La cosa che provoca più amarezza è che a far propria questa visione, specie in Italia, sia stata la sinistra. Guai a toccare le influencer. A quanti alzavano un dito per dire: "Preferirei immaginare per i nostri giovani un domani in cui l'aspirazione prevalente non sia mollare gli studi e fare video sui social per promuovere beni di consumo, ma sfiancarsi di studio e diventare buoni medici, operai qualificati, ingegneri, scienziati, insegnanti, agricoltori di nuova generazione" è stato risposto che siamo in un'altra epoca, e non c'è più spazio per il passatismo. "Okay boomer" ti rispondevano sulle loro bacheche, tutte sintonizzate sulle frequenze del libero e democratico progresso.
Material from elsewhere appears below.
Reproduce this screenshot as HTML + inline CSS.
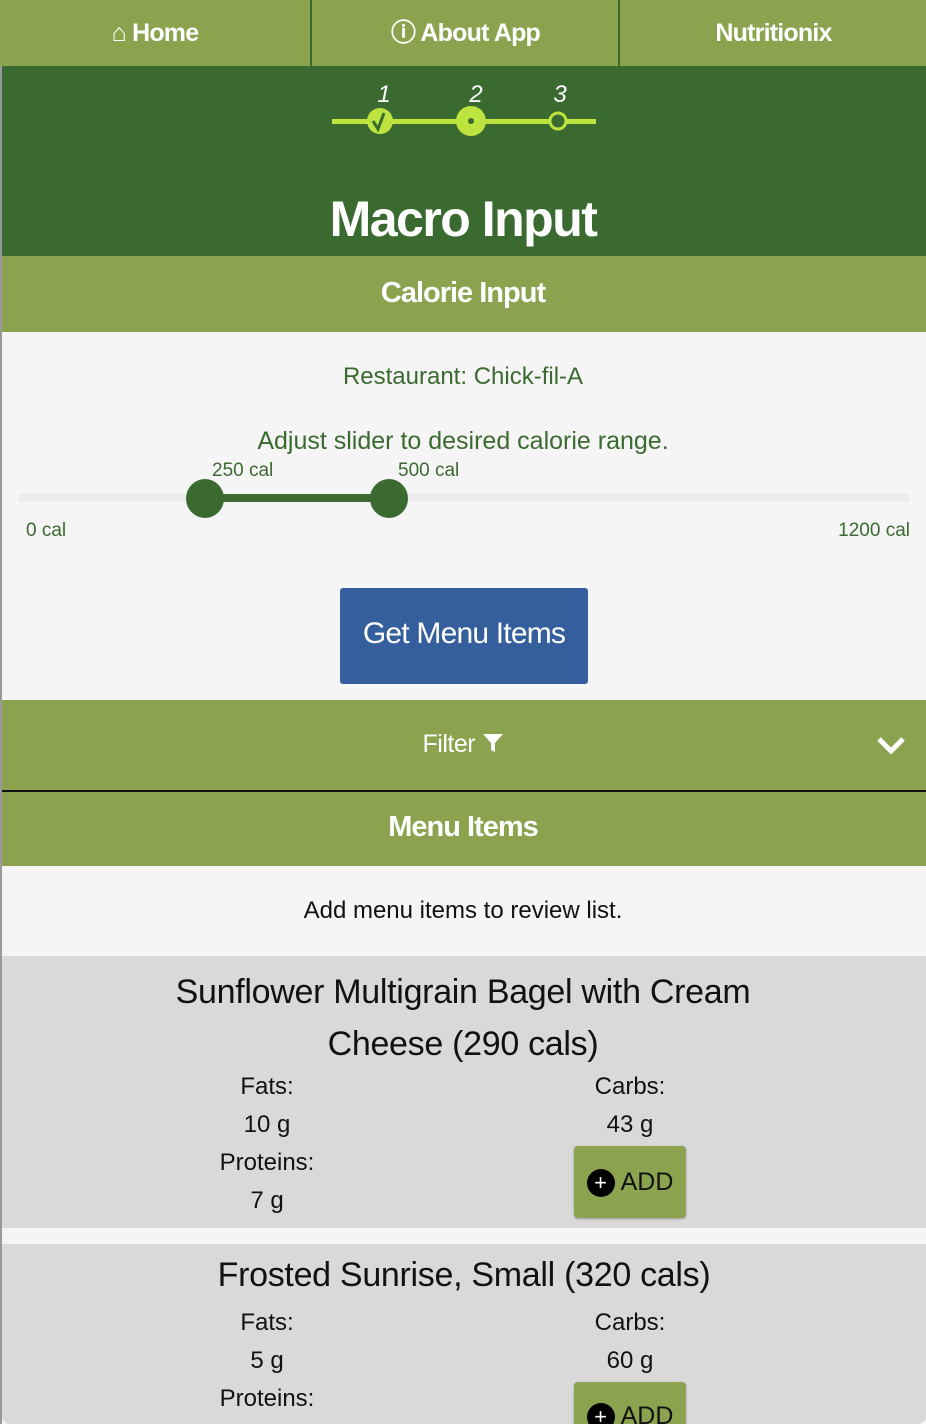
<!DOCTYPE html>
<html style="width:926px;height:1424px;overflow:hidden"><head><meta charset="utf-8"><style>
*{margin:0;padding:0;box-sizing:border-box}
body{width:926px;height:1424px;overflow:hidden;background:#f5f5f5;font-family:"Liberation Sans",sans-serif;position:relative}
.abs{position:absolute}
.c{text-align:center;left:0;right:0}
.nav{top:0;left:0;width:926px;height:66px;background:#8ba34f}
.nav div{position:absolute;top:0;height:66px;line-height:66px;color:#fff;font-size:25px;font-weight:bold;text-align:center;letter-spacing:-0.8px}
.sep{position:absolute;top:0;width:2px;height:66px;background:#3b6a31}
.w{color:#fff;font-weight:bold}
.card{left:2px;right:0;background:#d9d9d9;overflow:hidden}
.t{color:#111;font-size:24px;position:absolute;text-align:center;width:200px}
.add{position:absolute;background:#8ba34f;border-radius:4px;width:112px;height:72px;color:#111;font-size:25px;box-shadow:0 1px 2px rgba(0,0,0,.3)}
.plus{display:inline-block;width:28px;height:28px;border-radius:50%;background:#000;color:#fff;text-align:center;line-height:27px;font-size:22px;vertical-align:middle;margin-right:6px}
</style></head><body>
<div class="abs" style="left:0;top:0;width:2px;height:1424px;background:#999"></div>
<div class="abs nav">
<div style="left:0;width:310px">⌂ Home</div>
<div style="left:312px;width:307px">ⓘ About App</div>
<div style="left:621px;width:305px">Nutritionix</div>
<span class="sep" style="left:310px"></span><span class="sep" style="left:618px"></span>
</div>
<div class="abs" style="top:66px;left:2px;right:0;height:190px;background:#3b6a31"></div>
<svg class="abs" style="left:320px;top:76px" width="290" height="64">
<rect x="12" y="43" width="264" height="5" fill="#bde33f"/>
<circle cx="60" cy="45" r="13" fill="#bde33f"/>
<path d="M53 45 l5 8 l6-16" stroke="#3b6a31" stroke-width="3" fill="none"/>
<circle cx="151" cy="45" r="15" fill="#bde33f"/><circle cx="151" cy="45" r="3" fill="#3b6a31"/>
<circle cx="238" cy="45" r="8" fill="#3b6a31" stroke="#bde33f" stroke-width="3"/>
<text x="64" y="26" fill="#fff" font-size="24" font-style="italic" text-anchor="middle" font-family="Liberation Sans">1</text>
<text x="156" y="26" fill="#fff" font-size="24" font-style="italic" text-anchor="middle" font-family="Liberation Sans">2</text>
<text x="240" y="26" fill="#fff" font-size="24" font-style="italic" text-anchor="middle" font-family="Liberation Sans">3</text>
</svg>
<div class="abs c w" style="top:190px;font-size:50px;letter-spacing:-1.5px">Macro Input</div>
<div class="abs" style="top:256px;left:2px;right:0;height:76px;background:#8ba34f"></div>
<div class="abs c w" style="top:277px;font-size:29px;letter-spacing:-1px">Calorie Input</div>
<div class="abs c" style="top:363px;font-size:24px;color:#3b6a31">Restaurant: Chick-fil-A</div>
<div class="abs c" style="top:427px;font-size:25px;color:#3b6a31">Adjust slider to desired calorie range.</div>
<div class="abs" style="left:18px;width:892px;top:494px;height:8px;border-radius:4px;background:#ececec"></div>
<div class="abs" style="left:205px;width:184px;top:494px;height:8px;background:#3b6a31"></div>
<div class="abs" style="left:186px;top:479px;width:38px;height:39px;border-radius:50%;background:#3b6a31"></div>
<div class="abs" style="left:370px;top:479px;width:38px;height:39px;border-radius:50%;background:#3b6a31"></div>
<div class="abs" style="left:212px;top:460px;font-size:19px;color:#3b6a31">250 cal</div>
<div class="abs" style="left:398px;top:460px;font-size:19px;color:#3b6a31">500 cal</div>
<div class="abs" style="left:26px;top:520px;font-size:19px;color:#3b6a31">0 cal</div>
<div class="abs" style="right:16px;top:520px;font-size:19px;color:#3b6a31">1200 cal</div>
<div class="abs" style="left:340px;top:588px;width:248px;height:96px;background:#355f9c;border-radius:3px;color:#fff;font-size:30px;text-align:center;line-height:92px;letter-spacing:-0.8px">Get Menu Items</div>
<div class="abs" style="top:700px;left:2px;right:0;height:90px;background:#8ba34f"></div>
<div class="abs c" style="top:730px;font-size:25px;color:#fff;letter-spacing:-0.5px">Filter <svg width="22" height="20" style="vertical-align:-1px"><path d="M1 1 H21 L13 10 V19 L9 17 V10 Z" fill="#fff"/></svg></div>
<svg class="abs" style="left:876px;top:734px" width="30" height="22"><path d="M3 5 L15 17 L27 5" stroke="#fff" stroke-width="5" fill="none"/></svg>
<div class="abs" style="top:790px;left:2px;right:0;height:2px;background:#111"></div>
<div class="abs" style="top:792px;left:2px;right:0;height:74px;background:#8ba34f"></div>
<div class="abs c w" style="top:811px;font-size:29px;letter-spacing:-1px">Menu Items</div>
<div class="abs c" style="top:897px;font-size:24px;color:#111">Add menu items to review list.</div>
<div class="abs card" style="top:956px;height:272px"></div>
<div class="abs c" style="top:966px;font-size:34px;color:#111;line-height:52px;letter-spacing:-0.3px">Sunflower Multigrain Bagel with Cream<br>Cheese (290 cals)</div>
<div class="t" style="left:167px;top:1073px">Fats:</div>
<div class="t" style="left:530px;top:1073px">Carbs:</div>
<div class="t" style="left:167px;top:1111px">10 g</div>
<div class="t" style="left:530px;top:1111px">43 g</div>
<div class="t" style="left:167px;top:1149px">Proteins:</div>
<div class="t" style="left:167px;top:1187px">7 g</div>
<div class="add" style="left:574px;top:1146px;line-height:72px;text-align:center"><span class="plus">+</span>ADD</div>
<div class="abs card" style="top:1244px;height:180px;border-radius:0 0 8px 8px">
<div class="abs c" style="top:12px;font-size:34px;color:#111;letter-spacing:-0.3px">Frosted Sunrise, Small (320 cals)</div>
<div class="t" style="left:165px;top:65px">Fats:</div>
<div class="t" style="left:528px;top:65px">Carbs:</div>
<div class="t" style="left:165px;top:103px">5 g</div>
<div class="t" style="left:528px;top:103px">60 g</div>
<div class="t" style="left:165px;top:141px">Proteins:</div>
<div class="add" style="left:572px;top:138px;text-align:center;padding-top:20px;height:60px"><span class="plus">+</span>ADD</div>
</div>
</body></html>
L'Italia è sempre stata così. Ama veder ruzzolare a terra le statue venerate fino al giorno prima. E ora gode segretamente dell'effetto domino che sta travolgendo la filosofa del "Pensati libera". Sono magari gli stessi che pubblicamente le hanno sempre innalzato sperticati peana per ringraziarla del suo impegno civile. Oggi legioni di indignati, che si sentono traditi dai loro beniamini dopo le notorie vicende del pandoro e mentre l'azione dei tribunali si intensifica, non trovano altro modo per esprimere la loro protesta che togliere il proprio like ai Ferragnez.
Un dato fattuale che fa piangere almeno quanto fa ridere.